● DATA EXTRACT:
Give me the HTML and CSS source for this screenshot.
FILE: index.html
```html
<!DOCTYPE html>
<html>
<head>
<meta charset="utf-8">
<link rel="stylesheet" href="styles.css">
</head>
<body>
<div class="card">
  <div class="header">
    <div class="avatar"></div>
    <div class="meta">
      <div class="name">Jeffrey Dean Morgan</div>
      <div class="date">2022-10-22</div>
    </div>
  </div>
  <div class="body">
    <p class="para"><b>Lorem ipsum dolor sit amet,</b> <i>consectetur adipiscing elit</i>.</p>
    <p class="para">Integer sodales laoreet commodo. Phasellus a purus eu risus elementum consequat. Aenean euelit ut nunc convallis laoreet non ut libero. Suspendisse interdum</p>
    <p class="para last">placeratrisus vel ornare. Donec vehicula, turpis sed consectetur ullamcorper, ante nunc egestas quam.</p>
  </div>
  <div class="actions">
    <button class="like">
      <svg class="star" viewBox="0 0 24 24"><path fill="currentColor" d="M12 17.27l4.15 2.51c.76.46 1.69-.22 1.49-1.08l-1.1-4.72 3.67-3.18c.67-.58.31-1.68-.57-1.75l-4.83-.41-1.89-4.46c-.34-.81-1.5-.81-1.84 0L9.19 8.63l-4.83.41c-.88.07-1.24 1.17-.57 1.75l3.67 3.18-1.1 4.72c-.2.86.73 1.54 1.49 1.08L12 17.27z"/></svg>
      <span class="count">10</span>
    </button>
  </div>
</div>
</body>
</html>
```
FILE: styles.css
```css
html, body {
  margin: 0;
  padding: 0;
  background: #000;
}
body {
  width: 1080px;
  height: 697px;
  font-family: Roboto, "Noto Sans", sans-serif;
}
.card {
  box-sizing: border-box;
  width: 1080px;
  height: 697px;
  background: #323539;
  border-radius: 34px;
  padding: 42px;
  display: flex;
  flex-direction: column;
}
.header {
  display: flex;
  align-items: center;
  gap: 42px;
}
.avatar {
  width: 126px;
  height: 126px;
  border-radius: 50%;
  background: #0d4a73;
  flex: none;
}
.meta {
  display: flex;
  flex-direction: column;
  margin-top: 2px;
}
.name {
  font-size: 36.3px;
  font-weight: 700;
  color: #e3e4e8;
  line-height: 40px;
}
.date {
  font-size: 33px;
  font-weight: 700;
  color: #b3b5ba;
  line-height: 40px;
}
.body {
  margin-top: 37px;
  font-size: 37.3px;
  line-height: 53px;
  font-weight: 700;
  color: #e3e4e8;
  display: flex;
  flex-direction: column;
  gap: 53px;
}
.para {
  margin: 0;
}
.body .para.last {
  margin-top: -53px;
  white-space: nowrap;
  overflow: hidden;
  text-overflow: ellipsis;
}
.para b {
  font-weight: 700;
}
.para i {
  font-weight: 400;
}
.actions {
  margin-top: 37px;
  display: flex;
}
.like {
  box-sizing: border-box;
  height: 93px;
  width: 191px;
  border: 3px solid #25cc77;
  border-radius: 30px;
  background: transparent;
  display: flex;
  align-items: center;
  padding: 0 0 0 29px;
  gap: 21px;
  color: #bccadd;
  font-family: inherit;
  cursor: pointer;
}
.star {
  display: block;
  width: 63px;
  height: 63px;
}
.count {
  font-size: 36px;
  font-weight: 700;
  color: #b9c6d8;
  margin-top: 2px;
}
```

● EXERCISE INSTRUCTIONS: Give back the whole listing, word for word.

● SOLVED PROBLEM:
Give me the HTML and CSS source for this screenshot.
FILE: index.html
```html
<!DOCTYPE html>
<html>
<head>
<meta charset="utf-8">
<link rel="stylesheet" href="styles.css">
</head>
<body>
<div class="card">
  <div class="header">
    <div class="avatar"></div>
    <div class="meta">
      <div class="name">Jeffrey Dean Morgan</div>
      <div class="date">2022-10-22</div>
    </div>
  </div>
  <div class="body">
    <p class="para"><b>Lorem ipsum dolor sit amet,</b> <i>consectetur adipiscing elit</i>.</p>
    <p class="para">Integer sodales laoreet commodo. Phasellus a purus eu risus elementum consequat. Aenean euelit ut nunc convallis laoreet non ut libero. Suspendisse interdum</p>
    <p class="para last">placeratrisus vel ornare. Donec vehicula, turpis sed consectetur ullamcorper, ante nunc egestas quam.</p>
  </div>
  <div class="actions">
    <button class="like">
      <svg class="star" viewBox="0 0 24 24"><path fill="currentColor" d="M12 17.27l4.15 2.51c.76.46 1.69-.22 1.49-1.08l-1.1-4.72 3.67-3.18c.67-.58.31-1.68-.57-1.75l-4.83-.41-1.89-4.46c-.34-.81-1.5-.81-1.84 0L9.19 8.63l-4.83.41c-.88.07-1.24 1.17-.57 1.75l3.67 3.18-1.1 4.72c-.2.86.73 1.54 1.49 1.08L12 17.27z"/></svg>
      <span class="count">10</span>
    </button>
  </div>
</div>
</body>
</html>
```
FILE: styles.css
```css
html, body {
  margin: 0;
  padding: 0;
  background: #000;
}
body {
  width: 1080px;
  height: 697px;
  font-family: Roboto, "Noto Sans", sans-serif;
}
.card {
  box-sizing: border-box;
  width: 1080px;
  height: 697px;
  background: #323539;
  border-radius: 34px;
  padding: 42px;
  display: flex;
  flex-direction: column;
}
.header {
  display: flex;
  align-items: center;
  gap: 42px;
}
.avatar {
  width: 126px;
  height: 126px;
  border-radius: 50%;
  background: #0d4a73;
  flex: none;
}
.meta {
  display: flex;
  flex-direction: column;
  margin-top: 2px;
}
.name {
  font-size: 36.3px;
  font-weight: 700;
  color: #e3e4e8;
  line-height: 40px;
}
.date {
  font-size: 33px;
  font-weight: 700;
  color: #b3b5ba;
  line-height: 40px;
}
.body {
  margin-top: 37px;
  font-size: 37.3px;
  line-height: 53px;
  font-weight: 700;
  color: #e3e4e8;
  display: flex;
  flex-direction: column;
  gap: 53px;
}
.para {
  margin: 0;
}
.body .para.last {
  margin-top: -53px;
  white-space: nowrap;
  overflow: hidden;
  text-overflow: ellipsis;
}
.para b {
  font-weight: 700;
}
.para i {
  font-weight: 400;
}
.actions {
  margin-top: 37px;
  display: flex;
}
.like {
  box-sizing: border-box;
  height: 93px;
  width: 191px;
  border: 3px solid #25cc77;
  border-radius: 30px;
  background: transparent;
  display: flex;
  align-items: center;
  padding: 0 0 0 29px;
  gap: 21px;
  color: #bccadd;
  font-family: inherit;
  cursor: pointer;
}
.star {
  display: block;
  width: 63px;
  height: 63px;
}
.count {
  font-size: 36px;
  font-weight: 700;
  color: #b9c6d8;
  margin-top: 2px;
}
```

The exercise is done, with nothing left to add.